*SHORT EXERCISE*.
Without including any pictures, write out the listing below exactly.
• • •
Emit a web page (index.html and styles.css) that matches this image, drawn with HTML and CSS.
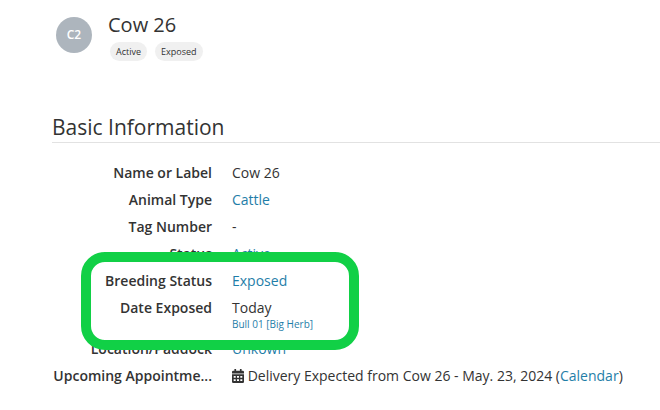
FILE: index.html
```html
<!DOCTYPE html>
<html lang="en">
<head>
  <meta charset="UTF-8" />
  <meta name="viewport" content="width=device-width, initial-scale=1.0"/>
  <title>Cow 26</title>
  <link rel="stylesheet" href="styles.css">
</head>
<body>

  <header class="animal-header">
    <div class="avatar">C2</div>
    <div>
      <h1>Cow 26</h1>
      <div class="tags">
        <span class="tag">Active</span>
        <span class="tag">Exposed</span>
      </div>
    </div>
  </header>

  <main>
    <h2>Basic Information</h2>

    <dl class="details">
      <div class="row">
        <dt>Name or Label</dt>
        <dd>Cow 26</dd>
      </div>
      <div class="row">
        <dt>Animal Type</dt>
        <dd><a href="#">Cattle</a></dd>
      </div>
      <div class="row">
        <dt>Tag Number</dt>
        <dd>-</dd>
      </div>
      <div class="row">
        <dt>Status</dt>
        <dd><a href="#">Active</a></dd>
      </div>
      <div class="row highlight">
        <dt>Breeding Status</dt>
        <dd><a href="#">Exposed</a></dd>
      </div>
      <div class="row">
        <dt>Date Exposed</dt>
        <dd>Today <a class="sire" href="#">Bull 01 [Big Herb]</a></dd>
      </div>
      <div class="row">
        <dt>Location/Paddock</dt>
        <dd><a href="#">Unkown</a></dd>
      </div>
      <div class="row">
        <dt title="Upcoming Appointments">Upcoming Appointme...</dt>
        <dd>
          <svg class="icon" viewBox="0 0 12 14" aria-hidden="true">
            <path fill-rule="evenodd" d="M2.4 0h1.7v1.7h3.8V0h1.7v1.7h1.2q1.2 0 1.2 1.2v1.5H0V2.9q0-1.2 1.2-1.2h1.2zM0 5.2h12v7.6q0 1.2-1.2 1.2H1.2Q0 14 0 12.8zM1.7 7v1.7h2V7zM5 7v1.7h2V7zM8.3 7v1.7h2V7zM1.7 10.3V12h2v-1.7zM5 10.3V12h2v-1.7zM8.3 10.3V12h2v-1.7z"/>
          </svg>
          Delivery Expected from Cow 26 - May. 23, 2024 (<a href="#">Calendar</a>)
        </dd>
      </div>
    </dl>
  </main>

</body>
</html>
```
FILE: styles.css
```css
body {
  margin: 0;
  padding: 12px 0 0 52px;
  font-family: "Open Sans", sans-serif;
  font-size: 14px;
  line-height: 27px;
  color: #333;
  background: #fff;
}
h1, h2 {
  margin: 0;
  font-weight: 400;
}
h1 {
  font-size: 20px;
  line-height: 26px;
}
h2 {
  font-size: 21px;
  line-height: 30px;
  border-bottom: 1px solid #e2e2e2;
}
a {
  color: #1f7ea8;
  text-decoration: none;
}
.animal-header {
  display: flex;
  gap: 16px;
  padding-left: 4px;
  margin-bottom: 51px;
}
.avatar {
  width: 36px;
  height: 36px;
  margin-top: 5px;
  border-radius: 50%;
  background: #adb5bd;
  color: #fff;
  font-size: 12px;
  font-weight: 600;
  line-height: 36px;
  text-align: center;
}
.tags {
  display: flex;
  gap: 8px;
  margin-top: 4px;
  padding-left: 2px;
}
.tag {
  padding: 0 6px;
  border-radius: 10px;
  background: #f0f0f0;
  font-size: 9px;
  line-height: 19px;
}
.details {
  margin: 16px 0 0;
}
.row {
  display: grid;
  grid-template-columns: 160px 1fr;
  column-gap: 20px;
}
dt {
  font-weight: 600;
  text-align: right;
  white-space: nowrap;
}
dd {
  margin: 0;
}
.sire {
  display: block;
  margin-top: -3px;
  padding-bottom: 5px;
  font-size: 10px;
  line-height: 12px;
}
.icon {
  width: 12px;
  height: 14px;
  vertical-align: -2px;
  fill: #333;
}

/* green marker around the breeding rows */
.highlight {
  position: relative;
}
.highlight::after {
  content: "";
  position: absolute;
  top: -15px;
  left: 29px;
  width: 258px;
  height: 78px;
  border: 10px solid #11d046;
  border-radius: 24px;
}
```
• • •
*ANSWER TO THIS EXERCISE*.
Emit a web page (index.html and styles.css) that matches this image, drawn with HTML and CSS.
FILE: index.html
```html
<!DOCTYPE html>
<html lang="en">
<head>
  <meta charset="UTF-8" />
  <meta name="viewport" content="width=device-width, initial-scale=1.0"/>
  <title>Cow 26</title>
  <link rel="stylesheet" href="styles.css">
</head>
<body>

  <header class="animal-header">
    <div class="avatar">C2</div>
    <div>
      <h1>Cow 26</h1>
      <div class="tags">
        <span class="tag">Active</span>
        <span class="tag">Exposed</span>
      </div>
    </div>
  </header>

  <main>
    <h2>Basic Information</h2>

    <dl class="details">
      <div class="row">
        <dt>Name or Label</dt>
        <dd>Cow 26</dd>
      </div>
      <div class="row">
        <dt>Animal Type</dt>
        <dd><a href="#">Cattle</a></dd>
      </div>
      <div class="row">
        <dt>Tag Number</dt>
        <dd>-</dd>
      </div>
      <div class="row">
        <dt>Status</dt>
        <dd><a href="#">Active</a></dd>
      </div>
      <div class="row highlight">
        <dt>Breeding Status</dt>
        <dd><a href="#">Exposed</a></dd>
      </div>
      <div class="row">
        <dt>Date Exposed</dt>
        <dd>Today <a class="sire" href="#">Bull 01 [Big Herb]</a></dd>
      </div>
      <div class="row">
        <dt>Location/Paddock</dt>
        <dd><a href="#">Unkown</a></dd>
      </div>
      <div class="row">
        <dt title="Upcoming Appointments">Upcoming Appointme...</dt>
        <dd>
          <svg class="icon" viewBox="0 0 12 14" aria-hidden="true">
            <path fill-rule="evenodd" d="M2.4 0h1.7v1.7h3.8V0h1.7v1.7h1.2q1.2 0 1.2 1.2v1.5H0V2.9q0-1.2 1.2-1.2h1.2zM0 5.2h12v7.6q0 1.2-1.2 1.2H1.2Q0 14 0 12.8zM1.7 7v1.7h2V7zM5 7v1.7h2V7zM8.3 7v1.7h2V7zM1.7 10.3V12h2v-1.7zM5 10.3V12h2v-1.7zM8.3 10.3V12h2v-1.7z"/>
          </svg>
          Delivery Expected from Cow 26 - May. 23, 2024 (<a href="#">Calendar</a>)
        </dd>
      </div>
    </dl>
  </main>

</body>
</html>
```
FILE: styles.css
```css
body {
  margin: 0;
  padding: 12px 0 0 52px;
  font-family: "Open Sans", sans-serif;
  font-size: 14px;
  line-height: 27px;
  color: #333;
  background: #fff;
}
h1, h2 {
  margin: 0;
  font-weight: 400;
}
h1 {
  font-size: 20px;
  line-height: 26px;
}
h2 {
  font-size: 21px;
  line-height: 30px;
  border-bottom: 1px solid #e2e2e2;
}
a {
  color: #1f7ea8;
  text-decoration: none;
}
.animal-header {
  display: flex;
  gap: 16px;
  padding-left: 4px;
  margin-bottom: 51px;
}
.avatar {
  width: 36px;
  height: 36px;
  margin-top: 5px;
  border-radius: 50%;
  background: #adb5bd;
  color: #fff;
  font-size: 12px;
  font-weight: 600;
  line-height: 36px;
  text-align: center;
}
.tags {
  display: flex;
  gap: 8px;
  margin-top: 4px;
  padding-left: 2px;
}
.tag {
  padding: 0 6px;
  border-radius: 10px;
  background: #f0f0f0;
  font-size: 9px;
  line-height: 19px;
}
.details {
  margin: 16px 0 0;
}
.row {
  display: grid;
  grid-template-columns: 160px 1fr;
  column-gap: 20px;
}
dt {
  font-weight: 600;
  text-align: right;
  white-space: nowrap;
}
dd {
  margin: 0;
}
.sire {
  display: block;
  margin-top: -3px;
  padding-bottom: 5px;
  font-size: 10px;
  line-height: 12px;
}
.icon {
  width: 12px;
  height: 14px;
  vertical-align: -2px;
  fill: #333;
}

/* green marker around the breeding rows */
.highlight {
  position: relative;
}
.highlight::after {
  content: "";
  position: absolute;
  top: -15px;
  left: 29px;
  width: 258px;
  height: 78px;
  border: 10px solid #11d046;
  border-radius: 24px;
}
```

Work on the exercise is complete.